Other highlights include Betty Heredia's chaotic Training Day, Sean Brian's canvas digital print reflecting Puerto Rican culture, Jessica Barrera's acrylic on canvas incorporating a multicolored ocean while speaking to her Mexican heritage, and Isabella Khan's photo documenting transnational, transracial adoption.
I would have liked to see work from less advanced artists, like UArts underclassmen. One of the students I spoke to mentioned that they had heard about this program through social media, so perhaps the outreach was lacking.
Visiting City Hall
The art on view is brilliant, but City Hall is not the best or most accessible gallery. The first-floor display case is slightly dim. And it’ll be tough for working folks to visit: City Hall is open 9am-5pm Monday through Friday, and it’s not like entering a gallery.
You must find the northeast entrance and go through security, which includes showing ID, an x-ray for your belongings, removing your belt and watch, and a body wand. To access art near the Creative Philadelphia office (Room 116), security needs to buzz you in again. And you need to take an elevator to see the art displayed around City Council rooms 505 and 582. But despite these snags, it's a joy to see this excellent art for free.

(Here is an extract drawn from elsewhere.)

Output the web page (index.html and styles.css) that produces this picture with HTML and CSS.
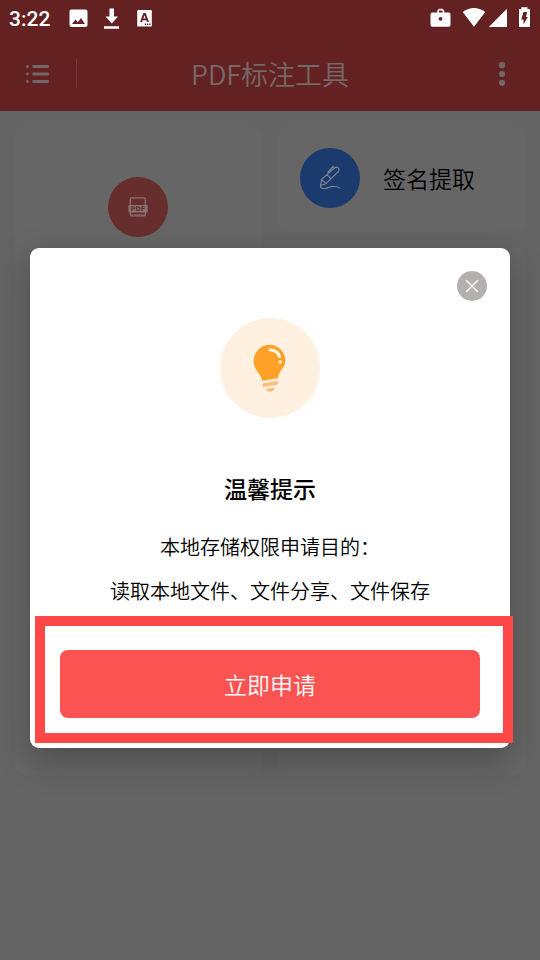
FILE: index.html
```
<!DOCTYPE html>
<html lang="zh-CN">
<head>
<meta charset="utf-8">
<title>PDF标注工具</title>
<link rel="stylesheet" href="styles.css">
</head>
<body>
<div class="app">
  <header class="top">
    <div class="status">
      <span class="time">3:22</span>
      <svg class="status-left" width="90" height="36" viewBox="65 0 90 36">
        <path fill="#fff" fill-rule="evenodd" d="M71.500 9.500h14a2 2 0 0 1 2 2v13.500a2 2 0 0 1-2 2h-14a2 2 0 0 1-2-2v-13.500a2 2 0 0 1 2-2zM72 24h13l-4-6-3.200 4.200-2.300-2.700z"/>
        <path fill="#fff" d="M109.500 8.500h4.500v8h4l-6.200 7-6.300-7h4zM104 26.300h15v2.400h-15z"/>
        <rect x="137.200" y="10" width="14.600" height="16.600" rx="1.200" fill="#fff"/>
        <path fill="none" stroke="#642122" stroke-width="1.900" d="M141 22l3-8h1l3 8M142.200 19.400h4.800"/>
        <path fill="#642122" d="M144.800 23.600h1.300v1.300h-1.300zM147 23.600h1.300v1.300h-1.300zM149.200 23.600h1.300v1.300h-1.300z"/>
      </svg>
      <svg class="status-right" width="110" height="36" viewBox="430 0 110 36">
        <path fill="#fff" fill-rule="evenodd" d="M432.300 12.600h5v-2l1.700-1.900h3.500l1.700 1.900v2h4.500q1.800 0 1.800 1.800v10.400q0 1.900-1.800 1.900h-16.400q-1.800 0-1.800-1.900v-10.400q0-1.800 1.800-1.800zM439 12.600h3.600v-2H439zM440.500 17a1.900 1.900 0 1 0 .01 0z"/>
        <path fill="#fff" d="M462.700 12q11.300-8 22.600 0L474 26.700z"/>
        <path fill="#fff" d="M507 8.700v18.200h-18.200z"/>
        <path fill="#fff" fill-rule="evenodd" d="M519 9h2.300V7.200h6.200V9h2.500v18h-11zM523.500 12h3.600l-1.100 5h1.800l-4.300 7.600v-5h-2.300z"/>
      </svg>
    </div>
    <div class="nav">
      <svg class="list" width="24" height="20" viewBox="0 0 24 20" stroke="#746666" stroke-width="2.800" stroke-linecap="round">
        <path d="M7.500 2.500h14.200M7.500 10h14.200M7.500 17.500h14.200M1.500 2.500h.01M1.500 10h.01M1.500 17.500h.01"/>
      </svg>
      <span class="divider"></span>
      <h1>PDF标注工具</h1>
      <svg class="more" width="8" height="26" viewBox="0 0 8 26" fill="#716565">
        <circle cx="4" cy="4.200" r="3.100"/><circle cx="4" cy="13" r="3.100"/><circle cx="4" cy="21.800" r="3.100"/>
      </svg>
    </div>
  </header>
  <main class="cards">
    <section class="card tall">
      <div class="disc red">
        <svg width="20" height="22" viewBox="0 0 20 22">
          <rect x="2.300" y="1.800" width="15" height="18.200" rx="1.400" fill="none" stroke="#8b7373" stroke-width="1.200"/>
          <rect x=".4" y="9" width="19.200" height="7.500" rx="1" fill="#8b7373"/>
          <text x="10" y="15" class="pdf">PDF</text>
          <path stroke="#8b7373" stroke-width="1" d="M3 19h14"/>
        </svg>
      </div>
    </section>
    <section class="card sign">
      <div class="disc blue">
        <svg width="22" height="26" viewBox="0 0 22 26" fill="none" stroke="#7d8492" stroke-width="1.100" stroke-linecap="round" stroke-linejoin="round">
          <path d="M1.500 20.500l1-6L15.500 3q2.200-1.600 3.700-.2 1.500 1.600.2 3.700L7 18.700zM2.500 14.500l4.500 4.200M8 9.800l4.300 4M9 7L14.200 1.500l1.300 1.300M1.500 20.500q-.6 3 3.500 3 3 0 5.500-1.500 2.500-.9 4.500-.5 3.500-.2 5.500 1.400"/>
        </svg>
      </div>
      <span>签名提取</span>
    </section>
    <section class="card rest"></section>
  </main>
</div>
<div class="dialog">
  <button class="close" aria-label="关闭">
    <svg width="14" height="14" viewBox="0 0 14 14" stroke="#fff" stroke-width="1.400" stroke-linecap="round"><path d="M1.500 1.500l11 11M12.500 1.500l-11 11"/></svg>
  </button>
  <div class="bulb">
    <svg width="36" height="52" viewBox="253 342 36 52">
      <path fill="#ffa126" d="M263 380.700c-.6-7.500-8-9-8.300-19.700a15.800 16.300 0 0 1 31.600 0c0 7-6.700 10-7.500 17.300z"/>
      <path fill="none" stroke="#fff8ee" stroke-width="3" stroke-linecap="round" d="M271 349.800q7.500.6 9.500 6.700"/>
      <circle cx="281.200" cy="362" r="1.800" fill="#fff1df"/>
      <path stroke="#ffbd78" stroke-width="3.600" stroke-linecap="round" d="M265 385.100l12.500-2.200"/>
      <path fill="#ffbd78" d="M266.500 389.300l9-1.700q-.6 4.400-4.500 4.400-2.500 0-4.500-2.700z"/>
    </svg>
  </div>
  <h2>温馨提示</h2>
  <p class="purpose">本地存储权限申请目的：</p>
  <p>读取本地文件、文件分享、文件保存</p>
  <button class="apply">立即申请</button>
</div>
<div class="highlight"></div>
</body>
</html>
```
FILE: styles.css
```
* { box-sizing: border-box; }
body {
  margin: 0;
  width: 540px;
  height: 960px;
  overflow: hidden;
  position: relative;
  background: #646464;
  font-family: "Noto Sans CJK SC", sans-serif;
  font-weight: 350;
  color: #000;
}
h1, h2, p { margin: 0; font-weight: 350; }
button { border: 0; padding: 0; font: inherit; display: flex; align-items: center; justify-content: center; }
svg { display: block; }

.top { height: 111px; background: #642122; }
.status { height: 36px; display: flex; align-items: center; }
.time { width: 56px; margin-left: 9px; padding-top: 1px; font: 500 21px/36px Roboto, sans-serif; color: #fff; }
.status-right { margin-left: auto; }
.nav { height: 75px; display: flex; align-items: center; padding: 0 34px 0 26px; }
.divider { width: 1px; height: 29px; margin-left: 26px; background: #723b3b; }
.nav h1 { flex: 1; margin-left: 114px; font-size: 27px; line-height: 40px; color: #766868; white-space: nowrap; }

.cards {
  display: grid;
  grid-template-columns: 247px 247px;
  grid-template-rows: 106px 527px;
  gap: 16px;
  padding: 15px;
}
.card { background: #666; border-radius: 10px; }
.tall { grid-row: 1 / 3; padding: 51px 1px 0 0; display: flex; justify-content: center; align-items: flex-start; }
.sign { display: flex; align-items: center; padding: 0 0 2px 22px; font-size: 23px; }
.sign span { margin-left: 23px; }
.disc { width: 60px; height: 60px; border-radius: 50%; display: flex; align-items: center; justify-content: center; }
.red { background: #662f2e; }
.blue { background: #1b3a6e; }
.pdf { font: 700 6.500px "DejaVu Sans", sans-serif; fill: #662f2e; text-anchor: middle; }

.dialog {
  position: absolute;
  top: 248px;
  left: 30px;
  width: 480px;
  height: 500px;
  padding: 23px 23px 0 30px;
  background: #fff;
  border-radius: 9px;
  box-shadow: 0 12px 34px rgba(0, 0, 0, .26);
  text-align: center;
  display: flex;
  flex-direction: column;
}
.close { align-self: flex-end; width: 30px; height: 30px; border-radius: 50%; background: #b5b0b0; }
.bulb {
  width: 100px;
  height: 100px;
  margin: 17px 0 0 160.400px;
  border-radius: 50%;
  background: #fff0e0;
  display: flex;
  align-items: center;
  justify-content: center;
}
.dialog h2, .dialog p, .apply { width: 420px; }
.dialog h2 { margin-top: 52px; font-size: 23px; line-height: 36px; font-weight: 500; }
.dialog p { font-size: 20px; line-height: 30px; margin-top: 14px; }
.dialog .purpose { margin-top: 26px; }
.apply {
  height: 68px;
  margin-top: 44px;
  padding-bottom: 1px;
  border-radius: 8px;
  background: #fb5351;
  color: #fff;
  font-size: 23px;
}
.highlight {
  position: absolute;
  left: 35px;
  top: 616px;
  width: 478px;
  height: 127px;
  border: 10px solid #ff4747;
}
```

I am grateful for the collaboration between Creative Philadelphia, Councilmember Landau, and her cultural liaison Lauren Rinaldi (juror and co-curator of the project) to honor UArts creators. I don’t want these artists to believe Philadelphia has forgotten them. The UArts community has contributed to our arts landscape in countless ways. I hope these students, faculty, and staff have found new creative and academic homes and that they continue to grow and flourish, even though their home institution did not.
What, When, Where
Transcending Uncertainty: Art Endures at Home in Philadelphia. Through January 25, 2025 at Philadelphia City Hall, 1400 JFK Boulevard, Philadelphia. (215) 686-8446 or CreativePHL.org.
Accessibility
City Hall is a wheelchair-accessible venue.